[start Stored data]
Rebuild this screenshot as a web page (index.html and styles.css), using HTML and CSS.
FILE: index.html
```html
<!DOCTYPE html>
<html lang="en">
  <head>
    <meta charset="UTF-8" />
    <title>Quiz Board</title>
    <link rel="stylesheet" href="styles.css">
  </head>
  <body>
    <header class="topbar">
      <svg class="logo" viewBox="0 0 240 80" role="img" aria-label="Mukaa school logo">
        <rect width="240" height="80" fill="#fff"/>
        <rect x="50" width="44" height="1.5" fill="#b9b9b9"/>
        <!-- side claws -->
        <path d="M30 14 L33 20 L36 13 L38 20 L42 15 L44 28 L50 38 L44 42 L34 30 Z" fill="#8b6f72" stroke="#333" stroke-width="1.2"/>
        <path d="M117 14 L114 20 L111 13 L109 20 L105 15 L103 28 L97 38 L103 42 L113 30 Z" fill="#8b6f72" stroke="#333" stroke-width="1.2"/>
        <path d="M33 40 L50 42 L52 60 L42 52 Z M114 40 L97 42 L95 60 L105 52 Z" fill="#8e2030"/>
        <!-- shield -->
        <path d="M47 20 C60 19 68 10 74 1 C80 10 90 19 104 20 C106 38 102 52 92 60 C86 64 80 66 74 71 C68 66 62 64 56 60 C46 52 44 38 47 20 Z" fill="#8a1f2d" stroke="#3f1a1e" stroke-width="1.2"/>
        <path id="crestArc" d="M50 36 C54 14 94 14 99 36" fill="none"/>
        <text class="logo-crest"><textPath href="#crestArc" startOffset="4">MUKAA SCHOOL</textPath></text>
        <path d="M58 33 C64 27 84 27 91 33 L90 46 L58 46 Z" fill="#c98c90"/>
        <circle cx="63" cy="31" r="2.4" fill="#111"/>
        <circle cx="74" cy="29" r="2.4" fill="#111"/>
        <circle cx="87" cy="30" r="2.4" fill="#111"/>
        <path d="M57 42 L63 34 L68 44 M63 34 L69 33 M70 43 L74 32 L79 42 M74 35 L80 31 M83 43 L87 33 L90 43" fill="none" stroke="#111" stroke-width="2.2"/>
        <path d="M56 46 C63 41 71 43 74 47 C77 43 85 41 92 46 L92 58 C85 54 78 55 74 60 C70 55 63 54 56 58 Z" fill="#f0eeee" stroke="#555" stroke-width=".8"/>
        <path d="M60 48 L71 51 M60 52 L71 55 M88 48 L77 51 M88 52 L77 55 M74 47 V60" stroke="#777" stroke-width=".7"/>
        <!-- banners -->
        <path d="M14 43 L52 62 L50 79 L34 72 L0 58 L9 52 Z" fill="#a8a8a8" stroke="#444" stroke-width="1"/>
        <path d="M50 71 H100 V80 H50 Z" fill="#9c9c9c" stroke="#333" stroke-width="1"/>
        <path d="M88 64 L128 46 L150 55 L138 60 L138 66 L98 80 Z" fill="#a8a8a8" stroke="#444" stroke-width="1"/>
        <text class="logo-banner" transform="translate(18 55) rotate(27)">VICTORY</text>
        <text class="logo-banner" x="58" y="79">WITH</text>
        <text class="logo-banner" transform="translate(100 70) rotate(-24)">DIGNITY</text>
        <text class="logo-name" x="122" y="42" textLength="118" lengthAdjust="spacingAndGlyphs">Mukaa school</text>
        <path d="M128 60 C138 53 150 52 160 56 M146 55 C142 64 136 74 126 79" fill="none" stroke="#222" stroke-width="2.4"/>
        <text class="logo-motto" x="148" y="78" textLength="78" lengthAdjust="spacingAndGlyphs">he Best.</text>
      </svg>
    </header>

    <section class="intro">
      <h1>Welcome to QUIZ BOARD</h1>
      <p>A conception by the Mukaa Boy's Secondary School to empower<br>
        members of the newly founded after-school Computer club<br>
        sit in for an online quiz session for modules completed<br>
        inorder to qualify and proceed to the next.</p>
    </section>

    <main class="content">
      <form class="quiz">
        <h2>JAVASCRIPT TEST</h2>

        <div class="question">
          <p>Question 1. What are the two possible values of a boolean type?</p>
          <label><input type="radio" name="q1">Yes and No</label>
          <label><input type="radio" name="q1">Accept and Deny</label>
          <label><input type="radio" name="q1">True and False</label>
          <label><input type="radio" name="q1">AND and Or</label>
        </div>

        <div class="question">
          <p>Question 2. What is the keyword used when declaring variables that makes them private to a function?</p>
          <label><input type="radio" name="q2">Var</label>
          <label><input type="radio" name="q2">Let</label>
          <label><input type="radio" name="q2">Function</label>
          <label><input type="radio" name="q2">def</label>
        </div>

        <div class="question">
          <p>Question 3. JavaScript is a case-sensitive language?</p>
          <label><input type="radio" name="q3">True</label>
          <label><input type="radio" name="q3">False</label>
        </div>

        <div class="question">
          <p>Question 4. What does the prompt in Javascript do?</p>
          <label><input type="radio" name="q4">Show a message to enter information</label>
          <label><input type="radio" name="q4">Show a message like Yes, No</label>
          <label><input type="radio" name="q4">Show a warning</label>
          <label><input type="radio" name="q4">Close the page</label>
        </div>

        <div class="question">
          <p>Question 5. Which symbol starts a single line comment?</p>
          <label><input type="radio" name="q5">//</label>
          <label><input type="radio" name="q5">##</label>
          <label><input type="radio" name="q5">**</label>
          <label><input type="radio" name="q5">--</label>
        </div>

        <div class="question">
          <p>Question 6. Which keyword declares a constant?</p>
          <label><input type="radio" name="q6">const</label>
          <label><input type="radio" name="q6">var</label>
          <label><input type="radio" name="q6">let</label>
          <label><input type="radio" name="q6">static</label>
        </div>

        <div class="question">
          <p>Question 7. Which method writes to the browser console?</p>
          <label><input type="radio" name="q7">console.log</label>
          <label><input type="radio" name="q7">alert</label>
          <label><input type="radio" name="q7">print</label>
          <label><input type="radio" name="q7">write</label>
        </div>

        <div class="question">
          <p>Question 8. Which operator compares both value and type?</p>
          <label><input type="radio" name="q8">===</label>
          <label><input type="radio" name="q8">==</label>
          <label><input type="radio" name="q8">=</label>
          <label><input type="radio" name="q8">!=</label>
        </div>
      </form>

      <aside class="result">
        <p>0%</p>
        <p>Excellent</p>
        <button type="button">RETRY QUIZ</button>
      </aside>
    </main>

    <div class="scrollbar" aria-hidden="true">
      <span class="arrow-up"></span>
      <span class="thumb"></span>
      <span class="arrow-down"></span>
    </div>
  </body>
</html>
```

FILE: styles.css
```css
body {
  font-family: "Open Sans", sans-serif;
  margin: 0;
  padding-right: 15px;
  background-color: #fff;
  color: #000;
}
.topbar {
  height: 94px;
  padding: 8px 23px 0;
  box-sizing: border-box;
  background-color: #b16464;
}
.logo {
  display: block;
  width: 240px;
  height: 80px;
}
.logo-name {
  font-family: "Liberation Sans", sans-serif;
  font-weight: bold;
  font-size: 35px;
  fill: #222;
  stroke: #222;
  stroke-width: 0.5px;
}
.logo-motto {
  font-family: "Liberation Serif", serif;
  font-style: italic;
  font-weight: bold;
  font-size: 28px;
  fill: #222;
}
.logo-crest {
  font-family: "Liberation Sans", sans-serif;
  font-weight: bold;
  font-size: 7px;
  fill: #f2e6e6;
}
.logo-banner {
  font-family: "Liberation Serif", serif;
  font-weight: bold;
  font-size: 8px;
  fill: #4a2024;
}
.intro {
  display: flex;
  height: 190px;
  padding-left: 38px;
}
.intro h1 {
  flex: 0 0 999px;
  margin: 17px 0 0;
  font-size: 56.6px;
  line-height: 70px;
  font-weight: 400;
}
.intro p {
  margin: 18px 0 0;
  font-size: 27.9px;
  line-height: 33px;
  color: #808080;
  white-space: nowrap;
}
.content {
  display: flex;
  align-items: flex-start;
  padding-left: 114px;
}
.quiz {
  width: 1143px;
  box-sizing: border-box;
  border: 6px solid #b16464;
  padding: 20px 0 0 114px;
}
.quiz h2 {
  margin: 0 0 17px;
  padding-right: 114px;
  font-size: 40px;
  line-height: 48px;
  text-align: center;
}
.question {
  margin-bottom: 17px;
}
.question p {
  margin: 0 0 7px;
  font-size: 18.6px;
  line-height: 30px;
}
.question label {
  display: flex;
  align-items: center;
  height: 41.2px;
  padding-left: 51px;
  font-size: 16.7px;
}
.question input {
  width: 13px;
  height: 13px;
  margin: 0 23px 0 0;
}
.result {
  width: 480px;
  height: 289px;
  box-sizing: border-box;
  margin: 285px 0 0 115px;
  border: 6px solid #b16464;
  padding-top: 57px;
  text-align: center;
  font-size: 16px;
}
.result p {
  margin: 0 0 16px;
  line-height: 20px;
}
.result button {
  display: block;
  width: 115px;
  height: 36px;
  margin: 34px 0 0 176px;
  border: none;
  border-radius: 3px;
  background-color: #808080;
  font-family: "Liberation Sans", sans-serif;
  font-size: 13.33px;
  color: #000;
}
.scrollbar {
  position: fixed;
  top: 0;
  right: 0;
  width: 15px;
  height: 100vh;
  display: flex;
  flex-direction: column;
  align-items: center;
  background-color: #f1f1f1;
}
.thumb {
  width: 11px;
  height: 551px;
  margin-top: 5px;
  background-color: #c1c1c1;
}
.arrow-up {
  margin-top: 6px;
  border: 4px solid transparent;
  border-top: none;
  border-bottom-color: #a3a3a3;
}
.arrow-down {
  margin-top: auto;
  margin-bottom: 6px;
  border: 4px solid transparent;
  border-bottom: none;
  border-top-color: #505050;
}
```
[end Stored data]
== What you have to do ==
State how many lines hold the word "index". The number is the whole answer.

== Correct answer ==
2